Open desowin opened 5 years ago
This partly gets into "what OV is intended for vs what it isn't intended for". We originally built it for debugging these very low level issues, for which there previously was no open-source tools. It can certainly be extended for other use cases, but we didn't design the gateware with them in mind.
That said, I this is relatively straightforward to do, but would require changing the initialization process to add a filter setup step. The simplest mechanism would be to add a 16 bit vector that enables or disables capturing that PID.
For counter tracking, I'll think about it. The most straightfoward way would be to extend the timestamp field - but that would increase the capture bandwidth for small packet captures. Another alternative would be to stuff a frame on roll-over if no frame had been sent (~4hz).
I think the technically best solution would be to send an extended timestamp field on any that has a 24bit counter rollover from a previous packet. This has the same downsides as stuffed roll-over frames, but doesn't require a constant stream of information to the host.
This of course changes the packet/wire format (which takes us to the discussion in #30 ).
That said, I this is relatively straightforward to do, but would require changing the initialization process to add a filter setup step. The simplest mechanism would be to add a 16 bit vector that enables or disables capturing that PID.
Such simple solution could only work for SOFs. To effectively filter NAKed transactions a state machine is needed. Basically it is needed to recognize OUT/DATA/NAK or IN/NAK or PING/NAK and filter all these packets if they end in NAK (only if they are not directly after SPLIT packet).

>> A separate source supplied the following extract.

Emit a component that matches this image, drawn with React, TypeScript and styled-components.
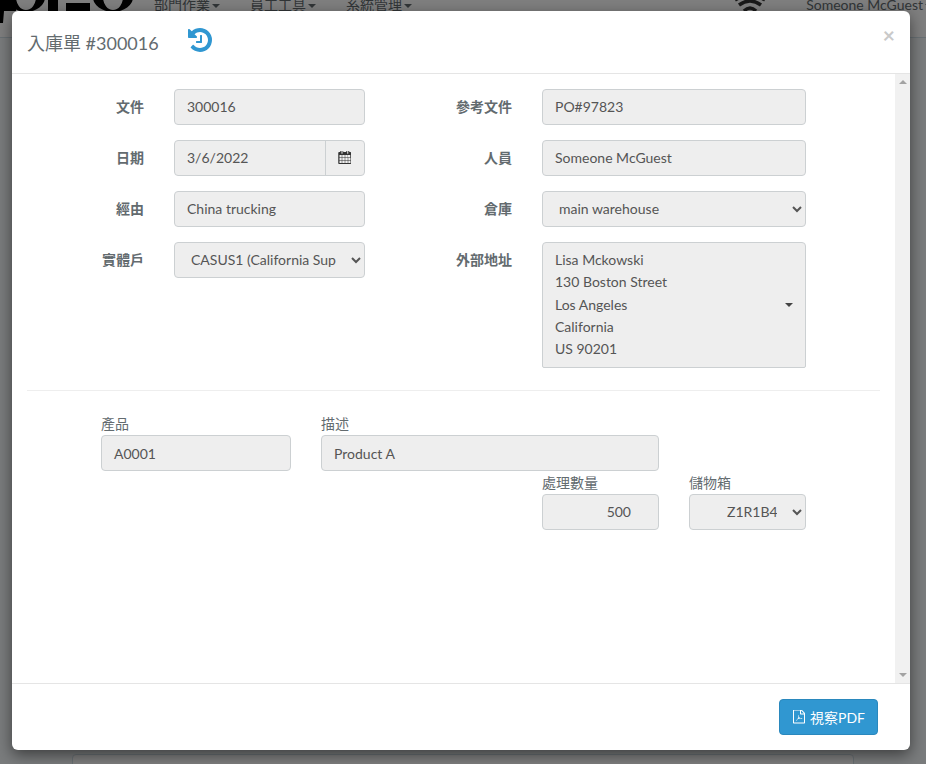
import React from "react";
import styled, { createGlobalStyle } from "styled-components";

const FONT = `Lato, "Noto Sans CJK JP", sans-serif`;

const Global = createGlobalStyle`
  html, body { margin: 0; padding: 0; height: 100%; overflow: hidden; background: #f5f8fa; }
  * { box-sizing: border-box; }
  body { font-family: ${FONT}; font-size: 14px; color: #636b6f; }
`;

const Page = styled.div`
  position: relative;
  width: 926px;
  height: 764px;
  overflow: hidden;
  background: #f5f8fa;
`;

const NavBar = styled.header`
  height: 38px;
  border-bottom: 1px solid #d3e0e9;
  display: flex;
  align-items: flex-start;
  background: #fff;
`;

const Logo = styled.svg`
  width: 134px;
  height: 26px;
  margin-right: 20px;
  flex: none;
`;

const NavItem = styled.span`
  font-size: 14px;
  line-height: 14px;
  margin-top: -2px;
  margin-right: 30px;
  color: #636b6f;
  white-space: nowrap;
  &::after {
    content: "";
    display: inline-block;
    margin-left: 2px;
    vertical-align: middle;
    border-top: 4px solid #636b6f;
    border-left: 4px solid transparent;
    border-right: 4px solid transparent;
  }
`;

const NavRight = styled.div`
  margin-left: auto;
  display: flex;
  align-items: flex-start;
  gap: 40px;
`;

const NavUser = styled(NavItem)`
  margin-right: -7px;
`;

const BackPanel = styled.div`
  width: 782px;
  height: 60px;
  margin: 716px 0 0 72px;
  border: 1px solid #d3e0e9;
  border-radius: 4px;
  background: #fff;
`;

const Backdrop = styled.div`
  position: absolute;
  inset: 0;
  background: rgba(0, 0, 0, 0.5);
`;

const Modal = styled.section`
  position: absolute;
  left: 12px;
  top: 11px;
  width: 898px;
  height: 739px;
  background: #fff;
  border-radius: 6px;
  box-shadow: 0 5px 15px rgba(0, 0, 0, 0.5);
  display: flex;
  flex-direction: column;
  overflow: hidden;
`;

const ModalHeader = styled.div`
  height: 63px;
  flex: none;
  border-bottom: 1px solid #e5e5e5;
  display: flex;
  align-items: flex-start;
  padding: 0 15px;
`;

const Title = styled.h4`
  margin: 20px 0 0 0;
  font-size: 18px;
  line-height: 24px;
  font-weight: 400;
  color: #636b6f;
`;

const HistoryIcon = styled.svg`
  width: 24px;
  height: 24px;
  margin: 17px 0 0 29px;
  fill: #3097d1;
`;

const Close = styled.span`
  margin: 12px 0 0 auto;
  font-size: 21px;
  line-height: 23px;
  font-weight: 700;
  color: #c9c9c9;
`;

const BodyRow = styled.div`
  flex: 1;
  min-height: 0;
  display: flex;
`;

const Body = styled.div`
  flex: 1;
  padding: 15px 15px 0;
`;

const Scrollbar = styled.div`
  width: 15px;
  flex: none;
  background: #f1f1f1;
  display: flex;
  flex-direction: column;
  justify-content: space-between;
  align-items: center;
  padding: 6px 0;
`;

const ArrowUp = styled.i`
  display: block;
  border-bottom: 4px solid #a3a3a3;
  border-left: 4px solid transparent;
  border-right: 4px solid transparent;
`;

const ArrowDown = styled.i`
  display: block;
  border-top: 4px solid #a3a3a3;
  border-left: 4px solid transparent;
  border-right: 4px solid transparent;
`;

const FormGrid = styled.div`
  display: grid;
  grid-template-columns: 117px 191px 117px 264px;
  column-gap: 30px;
  row-gap: 15px;
  justify-content: start;
`;

const SideLabel = styled.label`
  font-weight: 700;
  font-size: 14px;
  line-height: 20px;
  padding-top: 8px;
  text-align: right;
  color: #636b6f;
`;

const controlBase = `
  height: 36px;
  background: #eee;
  border: 1px solid #ccd0d2;
  border-radius: 4px;
  font-family: ${FONT};
  font-size: 14px;
  color: #555;
`;

const Field = styled.div<{ $right?: boolean }>`
  ${controlBase}
  padding: 0 ${(p) => (p.$right ? "27px" : "12px")} 0 12px;
  line-height: 33px;
  text-align: ${(p) => (p.$right ? "right" : "left")};
  white-space: nowrap;
  overflow: hidden;
`;

const LineField = styled(Field)`
  line-height: 35px;
`;

const DateGroup = styled.div`
  ${controlBase}
  display: flex;
  line-height: 33px;
`;

const DateText = styled.span`
  flex: 1;
  padding: 0 12px;
`;

const DateAddon = styled.span`
  width: 39px;
  border-left: 1px solid #ccd0d2;
  display: flex;
  align-items: center;
  justify-content: center;
  padding-right: 1px;
  color: #333;
`;

const CalendarIcon = styled.svg`
  width: 13px;
  height: 14px;
  fill: currentColor;
`;

const Select = styled.select<{ $inset?: number }>`
  ${controlBase}
  width: 100%;
  padding: 0 12px 1px ${(p) => p.$inset ?? 12}px;
  opacity: 1;
`;

const AddressBox = styled.div`
  position: relative;
  height: 126px;
  background: #eee;
  border: 1px solid #ccd0d2;
  border-radius: 4px 4px 2px 2px;
  padding: 6px 12px 0;
  font-size: 14px;
  line-height: 22.3px;
  color: #555;
`;

const Caret = styled.i`
  position: absolute;
  right: 12px;
  top: 60px;
  border-top: 4px solid #444;
  border-left: 4px solid transparent;
  border-right: 4px solid transparent;
`;

const Divider = styled.hr`
  border: 0;
  border-top: 1px solid #eee;
  margin: 22px 0 0;
`;

const LineGrid = styled.div`
  display: grid;
  grid-template-columns: 190px 191px 117px 117px;
  column-gap: 30px;
  row-gap: 2px;
  margin: 23px 0 0 74px;
  justify-content: start;
`;

const Cell = styled.div<{ $col: string }>`
  grid-column: ${(p) => p.$col};
`;

const TopLabel = styled.label`
  display: block;
  font-size: 14px;
  line-height: 20px;
  color: #636b6f;
  margin-bottom: 1px;
`;

const Footer = styled.div`
  height: 67px;
  flex: none;
  border-top: 1px solid #e5e5e5;
  padding: 15px 32px 0 0;
  display: flex;
  justify-content: flex-end;
  align-items: flex-start;
`;

const PdfButton = styled.button`
  height: 36px;
  width: 99px;
  background: #3097d1;
  border: 1px solid #2a88bd;
  border-radius: 4px;
  color: #fff;
  font-family: ${FONT};
  font-size: 14px;
  display: flex;
  align-items: center;
  justify-content: center;
  gap: 5px;
  padding: 0;
`;

const PdfIcon = styled.svg`
  width: 13px;
  height: 14px;
  fill: currentColor;
`;

export default function App() {
  return (
    <Page>
      <Global />
      <NavBar>
        <Logo viewBox="0 0 134 26" aria-hidden="true">
          <path d="M0 0h16v11H4l-1 12H0z" fill="#000" />
          <path fillRule="evenodd" d="M7 -3a19 15 0 1 0 38 0a19 15 0 1 0 -38 0zM16 -3a10 13 0 1 0 20 0a10 13 0 1 0 -20 0z" fill="#000" />
          <rect x="48" y="0" width="10" height="13" fill="#000" />
          <rect x="66" y="3" width="24" height="9" fill="#000" />
          <path fillRule="evenodd" d="M93 -3a20 15 0 1 0 40 0a20 15 0 1 0 -40 0zM103 -3a10 13 0 1 0 20 0a10 13 0 1 0 -20 0z" fill="#000" />
        </Logo>
        <NavItem>部門作業</NavItem>
        <NavItem>員工工具</NavItem>
        <NavItem>系統管理</NavItem>
        <NavRight>
          <svg width="32" height="12" viewBox="0 0 32 12" aria-hidden="true">
            <g fill="none" stroke="#333" strokeWidth="3.5">
              <path d="M1 0Q16 -9 31 0" />
              <path d="M5 5Q16 -3 27 5" />
              <path d="M10 11Q16 5 22 11" />
            </g>
          </svg>
          <NavUser>Someone McGuest</NavUser>
        </NavRight>
      </NavBar>
      <BackPanel />
      <Backdrop />
      <Modal>
        <ModalHeader>
          <Title>入庫單 #300016</Title>
          <HistoryIcon viewBox="0 128 1536 1536" aria-hidden="true">
            <path d="M1536 896q0 156-61 298t-164 245-245 164-298 61q-172 0-327-72.5t-264-204.5q-7-10-6.5-22.5t8.5-20.5l137-138q10-9 25-9 16 2 23 12 73 95 179 147t225 52q104 0 198.5-40.5t163.5-109.5 109.5-163.5 40.5-198.5-40.5-198.5-109.5-163.5-163.5-109.5-198.5-40.5q-98 0-188 35.5t-160 101.5l137 138q31 30 14 69-17 40-59 40h-448q-26 0-45-19t-19-45v-448q0-42 40-59 39-17 69 14l130 129q107-101 244.5-156.5t284.5-55.5q156 0 298 61t245 164 164 245 61 298zm-640-288v448q0 14-9 23t-23 9h-320q-14 0-23-9t-9-23v-64q0-14 9-23t23-9h224v-352q0-14 9-23t23-9h64q14 0 23 9t9 23z" />
          </HistoryIcon>
          <Close>×</Close>
        </ModalHeader>
        <BodyRow>
          <Body>
            <FormGrid>
              <SideLabel>文件</SideLabel>
              <Field>300016</Field>
              <SideLabel>參考文件</SideLabel>
              <Field>PO#97823</Field>
              <SideLabel>日期</SideLabel>
              <DateGroup>
                <DateText>3/6/2022</DateText>
                <DateAddon>
                  <CalendarIcon viewBox="0 128 1664 1792" aria-hidden="true">
                    <path d="M192 1664h288v-288h-288v288zm352 0h320v-288h-320v288zm-352-352h288v-320h-288v320zm352 0h320v-320h-320v320zm-352-384h288v-288h-288v288zm736 736h320v-288h-320v288zm-384-736h320v-288h-320v288zm768 736h288v-288h-288v288zm-384-352h320v-320h-320v320zm-352-864v-288q0-13-9.5-22.5t-22.5-9.5h-64q-13 0-22.5 9.5t-9.5 22.5v288q0 13 9.5 22.5t22.5 9.5h64q13 0 22.5-9.5t9.5-22.5zm736 864h288v-320h-288v320zm-384-384h320v-288h-320v288zm352 0h288v-288h-288v288zm32-480v-288q0-13-9.5-22.5t-22.5-9.5h-64q-13 0-22.5 9.5t-9.5 22.5v288q0 13 9.5 22.5t22.5 9.5h64q13 0 22.5-9.5t9.5-22.5zm384-64v1280q0 52-38 90t-90 38h-1408q-52 0-90-38t-38-90v-1280q0-52 38-90t90-38h128v-96q0-66 47-113t113-47h64q66 0 113 47t47 113v96h384v-96q0-66 47-113t113-47h64q66 0 113 47t47 113v96h128q52 0 90 38t38 90z" />
                  </CalendarIcon>
                </DateAddon>
              </DateGroup>
              <SideLabel>人員</SideLabel>
              <Field>Someone McGuest</Field>
              <SideLabel>經由</SideLabel>
              <Field>China trucking</Field>
              <SideLabel>倉庫</SideLabel>
              <Select defaultValue="main warehouse">
                <option>main warehouse</option>
              </Select>
              <SideLabel>實體戶</SideLabel>
              <Select defaultValue="c">
                <option value="c">CASUS1 (California Supply)</option>
              </Select>
              <SideLabel>外部地址</SideLabel>
              <AddressBox>
                Lisa Mckowski<br />
                130 Boston Street<br />
                Los Angeles<br />
                California<br />
                US 90201
                <Caret />
              </AddressBox>
            </FormGrid>
            <Divider />
            <LineGrid>
              <Cell $col="1">
                <TopLabel>產品</TopLabel>
                <LineField>A0001</LineField>
              </Cell>
              <Cell $col="2 / 4">
                <TopLabel>描述</TopLabel>
                <LineField>Product A</LineField>
              </Cell>
              <Cell $col="3">
                <TopLabel>處理數量</TopLabel>
                <Field $right>500</Field>
              </Cell>
              <Cell $col="4">
                <TopLabel>儲物箱</TopLabel>
                <Select $inset={33} defaultValue="z">
                  <option value="z">Z1R1B4</option>
                </Select>
              </Cell>
            </LineGrid>
          </Body>
          <Scrollbar>
            <ArrowUp />
            <ArrowDown />
          </Scrollbar>
        </BodyRow>
        <Footer>
          <PdfButton>
            <PdfIcon viewBox="0 128 1664 1664" aria-hidden="true">
              <path d="M1596 380q28 28 48 76t20 88v1152q0 40-28 68t-68 28h-1344q-40 0-68-28t-28-68v-1600q0-40 28-68t68-28h896q40 0 88 20t76 48zm-444-244v376h376q-10-29-22-41l-313-313q-12-12-41-22zm384 1528v-1024h-416q-40 0-68-28t-28-68v-416h-768v1536h1280zm-514-593q25 20 64 42 46-5 92-5 116 0 140 39 12 18 1 40 0 1-1 2l-2 2v1q-5 30-56 30-38 0-91-16t-103-42q-172 19-305 65-119 204-188 204-12 0-21-6l-16-8q-2-1-4-4-6-6-4-20 6-28 39-64t92-67q10-6 16 4 1 1 2 4 36-59 74-137 47-94 72-181-17-57-21.5-111t4.5-89q8-28 30-28h16q17 0 26 11 13 15 7 48-2 5-3 8 0 3 1 7v14q-1 47-8 78 27 81 71 132z" />
            </PdfIcon>
            視察PDF
          </PdfButton>
        </Footer>
      </Modal>
    </Page>
  );
}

However, a special care needs to be taken regarding the SPLIT transactions, as the simple recognition is not going to work correctly. I think that the NAK filtering of SPLIT transactions can be explicitly omitted - as doing so properly requires quite some memory: the minimal sequence for SPLITed NAK is SPLIT start/IN/ACK/anything/SPLIT complete/IN/NAK. The worst is that the anything can be either no transactions or as many as the host wishes. To effectively filter it, everything from SPLIT start up to the last NAK, excluding the anything would have to be removed from the trace. The simpliest way to filter SPLIT transactions, is to not generate them in first place, which is rather easy (sniff directly at the end full/low-speed device connection and not through a high speed hub)
Thanks for the refresher on that. Now I remember why I didn't implement it originally. Its been a few years since I worked with USB at that level, and the details aren't in my working memory anymore.
Would you consider writing up a design document for that state machine filter? Just states, transitions, and decisions on whether the packet should be discarded or forwarded? We could probably simulate that SM in python on existing captures to verify that it works, then I could write some RTL to make it work at wire-speed.
The gateware already has support for filters + discarding packets; we just need the filter itself.
The "filter NAKed transactions" state machine has 6 states (stDEFAULT, stSPLIT, stIN, stOUT, stOUTDATA, stPING) and requires queue that can hold up to two packets (and their respective FPGA clock timestamps). The design explicitly forwards all SPLIT transactions (even if they contain NAKed transaction) as filtering SPLIT transactions requires quite some memory and ability to deliver packets out of order to the analysis software. The "filter NAKed transactions" state machine starts in state stDEFAULT. In order to work properly all packets must enter the state machine (includes SOFs even if the "filter SOF" is enabled).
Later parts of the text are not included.